■ **Supplied material**
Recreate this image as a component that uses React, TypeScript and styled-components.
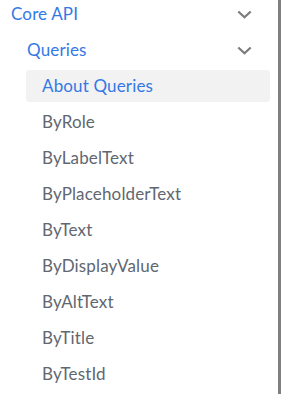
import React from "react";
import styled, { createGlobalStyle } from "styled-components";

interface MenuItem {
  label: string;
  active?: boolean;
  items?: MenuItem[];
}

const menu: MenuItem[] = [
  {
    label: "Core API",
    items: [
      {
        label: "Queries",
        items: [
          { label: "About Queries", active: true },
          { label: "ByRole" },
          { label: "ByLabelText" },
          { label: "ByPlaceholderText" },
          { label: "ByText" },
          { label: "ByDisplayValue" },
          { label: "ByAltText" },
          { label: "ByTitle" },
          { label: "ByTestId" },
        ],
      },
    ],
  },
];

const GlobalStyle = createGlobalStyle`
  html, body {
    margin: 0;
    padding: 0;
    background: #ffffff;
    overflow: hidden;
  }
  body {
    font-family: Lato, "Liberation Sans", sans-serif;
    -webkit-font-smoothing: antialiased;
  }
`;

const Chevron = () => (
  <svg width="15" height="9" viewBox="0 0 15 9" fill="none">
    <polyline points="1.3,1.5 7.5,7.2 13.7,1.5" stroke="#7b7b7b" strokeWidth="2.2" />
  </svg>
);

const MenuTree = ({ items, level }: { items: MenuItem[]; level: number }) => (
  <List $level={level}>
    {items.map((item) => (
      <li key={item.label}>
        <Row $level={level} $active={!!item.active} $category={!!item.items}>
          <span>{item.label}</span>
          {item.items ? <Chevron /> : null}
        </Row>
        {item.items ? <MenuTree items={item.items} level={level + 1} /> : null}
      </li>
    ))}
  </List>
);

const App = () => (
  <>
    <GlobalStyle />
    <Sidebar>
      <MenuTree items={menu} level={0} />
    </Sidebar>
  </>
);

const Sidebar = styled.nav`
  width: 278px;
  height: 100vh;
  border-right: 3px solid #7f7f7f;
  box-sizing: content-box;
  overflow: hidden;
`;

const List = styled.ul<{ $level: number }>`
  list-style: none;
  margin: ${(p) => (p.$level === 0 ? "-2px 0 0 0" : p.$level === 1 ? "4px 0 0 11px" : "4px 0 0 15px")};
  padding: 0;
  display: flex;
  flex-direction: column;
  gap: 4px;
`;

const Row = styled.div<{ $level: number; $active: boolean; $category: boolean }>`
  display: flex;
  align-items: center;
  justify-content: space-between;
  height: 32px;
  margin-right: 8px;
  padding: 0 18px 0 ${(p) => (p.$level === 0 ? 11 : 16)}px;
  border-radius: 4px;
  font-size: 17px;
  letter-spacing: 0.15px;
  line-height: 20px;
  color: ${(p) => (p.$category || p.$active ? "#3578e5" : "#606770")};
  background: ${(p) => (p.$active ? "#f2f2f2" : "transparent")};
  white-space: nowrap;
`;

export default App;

■ **Stated goal**
Copy all lines in the listing above where the string "styled" appears.

■ **Completed exercise**
Recreate this image as a component that uses React, TypeScript and styled-components.
import styled, { createGlobalStyle } from "styled-components";
const Sidebar = styled.nav`
const List = styled.ul<{ $level: number }>`
const Row = styled.div<{ $level: number; $active: boolean; $category: boolean }>`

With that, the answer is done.